I would be completely fooling myself if I said I didn’t wonder if you felt the same. Part of me hopes with every fiber of my being that you are having these same thoughts and struggles.

Secretly, I am wishing that you are missing me in the same way that I miss you.

You’re the story I tell when the wind asks about my love for sunsets, the punctuation I erase when our reflections sink into the shore. How does every sign we construct explain how some people are meant to fall in love, but aren’t meant to be together? How do new constellations form every time I whisper your name, but the night still drinks the caffeine we left at our feet?

I just wanted to be the owner of the galaxies dripping from your eyes, the piece you could live without when our hands are grasping for the leaves falling short of a title we’re still rearranging. The less we talk, the more words mean. The less we smile, the more I find your laughter in every six-string song.

On my best days, I’m just a breath away from you, but sometimes, I just need a little help getting out of my head. Or when I need to get off the bed, some words push us towards insanity–if you were ever mad at me, would you speak your thoughts? If you ever fell in love with me, would you tell me? If you wanted to know something unusual–I’ve got you. I enjoy the oddness of questions. Like how it sends us on a quest for the truthful answers midway.

I don’t like acronyms because the shortness of letters can never compare to the shortness in my breathing when it comes to the lines of... Oh my god, you’re beautiful tonight. The less we smile, the more I find your atmosphere most needed–some laughter controls the bleeding, some lovers control the weather, and some nights I need both. Some nights I seem to choke on my regrets; it’s never dinnertime when you’ve got so much on your mind.

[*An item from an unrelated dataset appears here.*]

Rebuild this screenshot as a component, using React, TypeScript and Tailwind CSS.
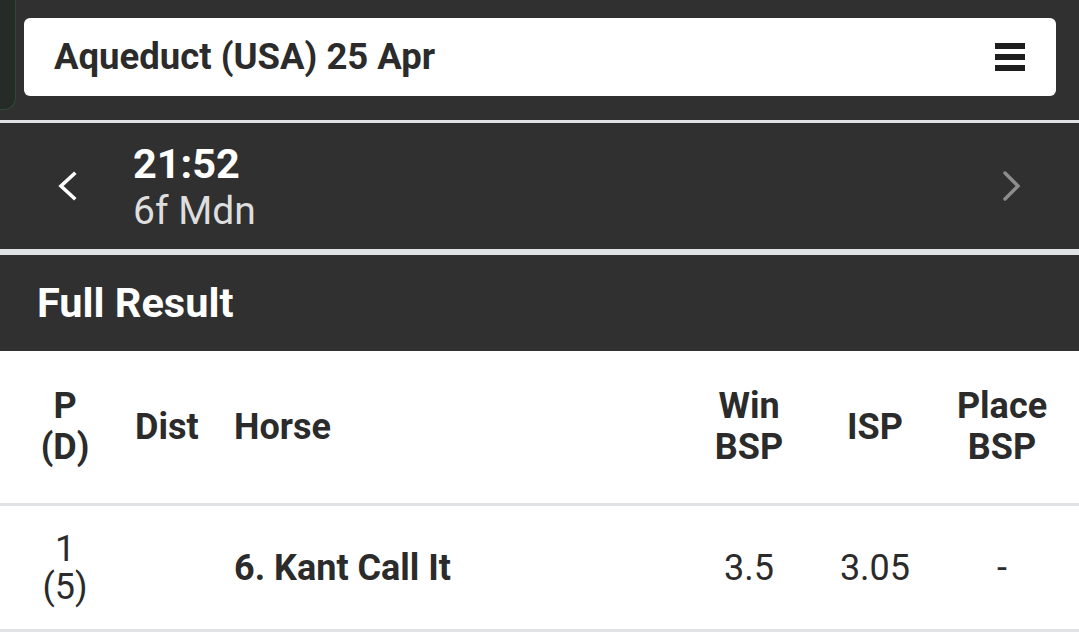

It’s never writing if you’ve done nothing right. You’re always wrong if you start crying in the middle of a song that triggered certain feelings that you shouldn’t be having. You’re always spacing out whenever the commas start to show how many mistakes you’ve made, how many mistakes it took for you to finally get it, how many apologies it took for you to be forgiven, how many I love you’s were needed for someone to feel like you loved them and not just for the sake of not being alone,
how many nights you had to spend living in a dead memory of won’t you stay with me for another hour, how many oceans you had to cry before you realized people sink with you every time you damage them, how many volcanoes you became because stress makes smoking this much easier, how many pills you had to take to forget a name, how many nights you stayed high because shower thoughts brought you back to the razors,
how many mornings you spent fucked up because of one fuck up, how many years you’ll toss away to find yourself, how many weeks it’ll take to rewire your brain after a breakup, how many days it’ll take to unfeel everything, how many hours it’ll take to unlove a feeling, how many seconds it’ll take to get it right, how many commas you’ll keep count off to not lose yourself tonight, and how many times you’ll leave yourself in the palms of others instead of your own.

If I’m ever on my last dollar, if I’m ever in my last heartbeat, if I’m ever at the end of the line, if I ever forget about you, if I never loved you, if I ever destroyed myself to recreate myself, if I ever feel good enough to get over this depression, if I ever stop and stare into the middle of nowhere, and if I never return to who I used to be–remember that this life will cut like a very thin knife into your ribs in search for another comma for another run-on sentence that should not have happened because you always loved to make mistakes without a proper ending or a period to your era of impressional impressions to impress no one in particular you can have all of my mistakes you can have all of my errors you can have all of this red ink to scribble all over this poem you can have my life and call it death to the last day when we’ll never meet again.